# [EXERCISE DESCRIPTION]
Leave out the pictures and transcribe everything else exactly.

# [INFORMATION SUPPLIED]
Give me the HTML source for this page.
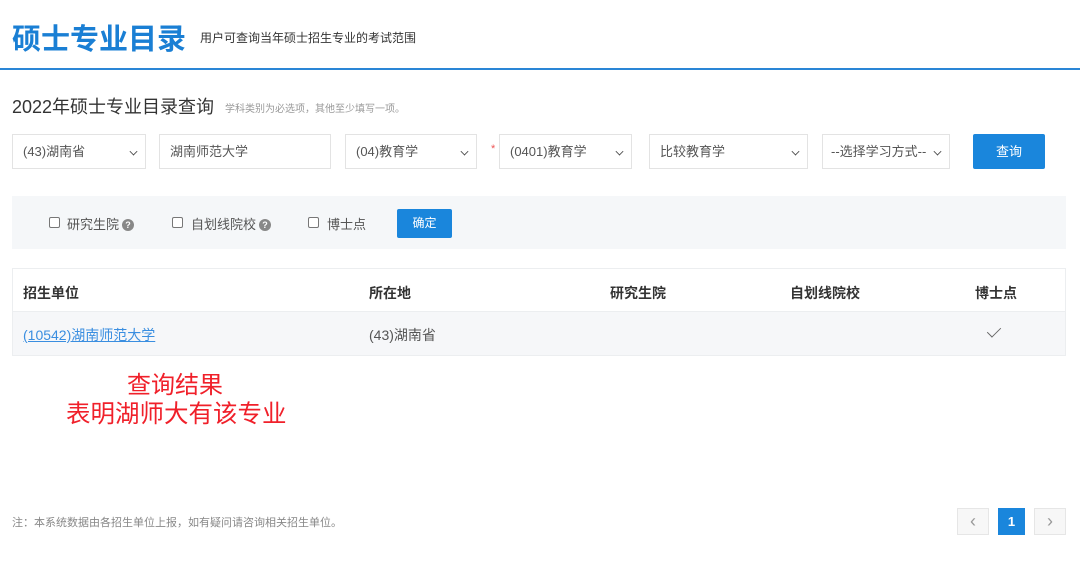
<!DOCTYPE html>
<html><head><meta charset="utf-8"><style>
*{margin:0;padding:0;box-sizing:border-box}
body{width:1080px;height:563px;background:#fff;font-family:"Liberation Sans","Noto Sans CJK SC",sans-serif;position:relative;overflow:hidden;color:#333}
.a{position:absolute;white-space:nowrap}
.box{position:absolute;top:134px;height:35px;border:1px solid #e3e3e3;background:#fff;font-size:13px;color:#555;line-height:33px;padding-left:10px}
.chev{position:absolute;right:8px;top:13px;width:7px;height:7px;border-right:1.5px solid #444;border-bottom:1.5px solid #444;transform:rotate(45deg) scale(.8)}
.cb{position:absolute;top:217px;width:11px;height:11px;border:1px solid #777;border-radius:2px;background:#fff}
.q{display:inline-block;width:12px;height:12px;border-radius:50%;background:#888;color:#fff;font-size:9px;line-height:12px;text-align:center;font-weight:bold;vertical-align:1px;margin-left:3px}
.th{position:absolute;top:283px;font-size:14px;font-weight:bold;color:#333}
</style></head><body>
<div class="a" style="left:12px;top:16px;font-size:29px;font-weight:bold;color:#1a7fd4">硕士专业目录</div>
<div class="a" style="left:200px;top:29px;font-size:12px;color:#333">用户可查询当年硕士招生专业的考试范围</div>
<div class="a" style="left:0;top:68px;width:1080px;height:2px;background:#2a86d6"></div>
<div class="a" style="left:12px;top:93px;font-size:18px;color:#333">2022年硕士专业目录查询</div>
<div class="a" style="left:225px;top:100px;font-size:10px;color:#999">学科类别为必选项，其他至少填写一项。</div>

<div class="box" style="left:12px;width:134px">(43)湖南省<span class="chev"></span></div>
<div class="box" style="left:159px;width:172px">湖南师范大学</div>
<div class="box" style="left:345px;width:132px">(04)教育学<span class="chev"></span></div>
<div class="a" style="left:491px;top:143px;color:#e55;font-size:11px">*</div>
<div class="box" style="left:499px;width:133px">(0401)教育学<span class="chev"></span></div>
<div class="box" style="left:649px;width:159px">比较教育学<span class="chev"></span></div>
<div class="box" style="left:822px;width:128px;padding-left:8px">--选择学习方式--<span class="chev"></span></div>
<div class="a" style="left:973px;top:134px;width:72px;height:35px;background:#1a86dc;border-radius:2px;color:#fff;font-size:13px;text-align:center;line-height:35px">查询</div>

<div class="a" style="left:12px;top:196px;width:1054px;height:53px;background:#f5f7f9"></div>
<div class="cb" style="left:49px"></div>
<div class="a" style="left:67px;top:214px;font-size:13px;color:#555">研究生院<span class="q">?</span></div>
<div class="cb" style="left:172px"></div>
<div class="a" style="left:191px;top:214px;font-size:13px;color:#555">自划线院校<span class="q">?</span></div>
<div class="cb" style="left:308px"></div>
<div class="a" style="left:327px;top:214px;font-size:13px;color:#555">博士点</div>
<div class="a" style="left:397px;top:209px;width:55px;height:29px;background:#1a86dc;border-radius:2px;color:#fff;font-size:12px;text-align:center;line-height:29px">确定</div>

<div class="a" style="left:12px;top:268px;width:1054px;height:88px;border:1px solid #eceef0"></div>
<div class="a" style="left:13px;top:311px;width:1052px;height:44px;background:#f6f7f9;border-top:1px solid #eceef0"></div>
<div class="th" style="left:23px">招生单位</div>
<div class="th" style="left:369px">所在地</div>
<div class="th" style="left:610px">研究生院</div>
<div class="th" style="left:790px">自划线院校</div>
<div class="th" style="left:975px">博士点</div>
<div class="a" style="left:23px;top:325px;font-size:14px;color:#3a8ee0;text-decoration:underline">(10542)湖南师范大学</div>
<div class="a" style="left:369px;top:325px;font-size:14px;color:#555">(43)湖南省</div>
<div class="a" style="left:990px;top:324px;width:8px;height:13px;border-right:1.5px solid #666;border-bottom:1.5px solid #666;transform:rotate(45deg) scaleX(.9)"></div>

<div class="a" style="left:127px;top:365px;font-size:24px;color:#f0202a">查询结果</div>
<div class="a" style="left:66px;top:395px;font-size:24.5px;color:#f0202a">表明湖师大有该专业</div>

<div class="a" style="left:12px;top:514px;font-size:11px;color:#888">注：本系统数据由各招生单位上报，如有疑问请咨询相关招生单位。</div>
<div class="a" style="left:957px;top:508px;width:32px;height:27px;border:1px solid #e6e6e6;background:#f7f7f7;color:#999;text-align:center;line-height:24px;font-size:18px">&lsaquo;</div>
<div class="a" style="left:998px;top:508px;width:27px;height:27px;background:#1a86dc;color:#fff;text-align:center;line-height:27px;font-size:13px;font-weight:bold">1</div>
<div class="a" style="left:1034px;top:508px;width:32px;height:27px;border:1px solid #e6e6e6;background:#f7f7f7;color:#999;text-align:center;line-height:24px;font-size:18px">&rsaquo;</div>
</body></html>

# [RIGHT ANSWER]
Give me the HTML source for this page.
<!DOCTYPE html>
<html><head><meta charset="utf-8"><style>
*{margin:0;padding:0;box-sizing:border-box}
body{width:1080px;height:563px;background:#fff;font-family:"Liberation Sans","Noto Sans CJK SC",sans-serif;position:relative;overflow:hidden;color:#333}
.a{position:absolute;white-space:nowrap}
.box{position:absolute;top:134px;height:35px;border:1px solid #e3e3e3;background:#fff;font-size:13px;color:#555;line-height:33px;padding-left:10px}
.chev{position:absolute;right:8px;top:13px;width:7px;height:7px;border-right:1.5px solid #444;border-bottom:1.5px solid #444;transform:rotate(45deg) scale(.8)}
.cb{position:absolute;top:217px;width:11px;height:11px;border:1px solid #777;border-radius:2px;background:#fff}
.q{display:inline-block;width:12px;height:12px;border-radius:50%;background:#888;color:#fff;font-size:9px;line-height:12px;text-align:center;font-weight:bold;vertical-align:1px;margin-left:3px}
.th{position:absolute;top:283px;font-size:14px;font-weight:bold;color:#333}
</style></head><body>
<div class="a" style="left:12px;top:16px;font-size:29px;font-weight:bold;color:#1a7fd4">硕士专业目录</div>
<div class="a" style="left:200px;top:29px;font-size:12px;color:#333">用户可查询当年硕士招生专业的考试范围</div>
<div class="a" style="left:0;top:68px;width:1080px;height:2px;background:#2a86d6"></div>
<div class="a" style="left:12px;top:93px;font-size:18px;color:#333">2022年硕士专业目录查询</div>
<div class="a" style="left:225px;top:100px;font-size:10px;color:#999">学科类别为必选项，其他至少填写一项。</div>

<div class="box" style="left:12px;width:134px">(43)湖南省<span class="chev"></span></div>
<div class="box" style="left:159px;width:172px">湖南师范大学</div>
<div class="box" style="left:345px;width:132px">(04)教育学<span class="chev"></span></div>
<div class="a" style="left:491px;top:143px;color:#e55;font-size:11px">*</div>
<div class="box" style="left:499px;width:133px">(0401)教育学<span class="chev"></span></div>
<div class="box" style="left:649px;width:159px">比较教育学<span class="chev"></span></div>
<div class="box" style="left:822px;width:128px;padding-left:8px">--选择学习方式--<span class="chev"></span></div>
<div class="a" style="left:973px;top:134px;width:72px;height:35px;background:#1a86dc;border-radius:2px;color:#fff;font-size:13px;text-align:center;line-height:35px">查询</div>

<div class="a" style="left:12px;top:196px;width:1054px;height:53px;background:#f5f7f9"></div>
<div class="cb" style="left:49px"></div>
<div class="a" style="left:67px;top:214px;font-size:13px;color:#555">研究生院<span class="q">?</span></div>
<div class="cb" style="left:172px"></div>
<div class="a" style="left:191px;top:214px;font-size:13px;color:#555">自划线院校<span class="q">?</span></div>
<div class="cb" style="left:308px"></div>
<div class="a" style="left:327px;top:214px;font-size:13px;color:#555">博士点</div>
<div class="a" style="left:397px;top:209px;width:55px;height:29px;background:#1a86dc;border-radius:2px;color:#fff;font-size:12px;text-align:center;line-height:29px">确定</div>

<div class="a" style="left:12px;top:268px;width:1054px;height:88px;border:1px solid #eceef0"></div>
<div class="a" style="left:13px;top:311px;width:1052px;height:44px;background:#f6f7f9;border-top:1px solid #eceef0"></div>
<div class="th" style="left:23px">招生单位</div>
<div class="th" style="left:369px">所在地</div>
<div class="th" style="left:610px">研究生院</div>
<div class="th" style="left:790px">自划线院校</div>
<div class="th" style="left:975px">博士点</div>
<div class="a" style="left:23px;top:325px;font-size:14px;color:#3a8ee0;text-decoration:underline">(10542)湖南师范大学</div>
<div class="a" style="left:369px;top:325px;font-size:14px;color:#555">(43)湖南省</div>
<div class="a" style="left:990px;top:324px;width:8px;height:13px;border-right:1.5px solid #666;border-bottom:1.5px solid #666;transform:rotate(45deg) scaleX(.9)"></div>

<div class="a" style="left:127px;top:365px;font-size:24px;color:#f0202a">查询结果</div>
<div class="a" style="left:66px;top:395px;font-size:24.5px;color:#f0202a">表明湖师大有该专业</div>

<div class="a" style="left:12px;top:514px;font-size:11px;color:#888">注：本系统数据由各招生单位上报，如有疑问请咨询相关招生单位。</div>
<div class="a" style="left:957px;top:508px;width:32px;height:27px;border:1px solid #e6e6e6;background:#f7f7f7;color:#999;text-align:center;line-height:24px;font-size:18px">&lsaquo;</div>
<div class="a" style="left:998px;top:508px;width:27px;height:27px;background:#1a86dc;color:#fff;text-align:center;line-height:27px;font-size:13px;font-weight:bold">1</div>
<div class="a" style="left:1034px;top:508px;width:32px;height:27px;border:1px solid #e6e6e6;background:#f7f7f7;color:#999;text-align:center;line-height:24px;font-size:18px">&rsaquo;</div>
</body></html>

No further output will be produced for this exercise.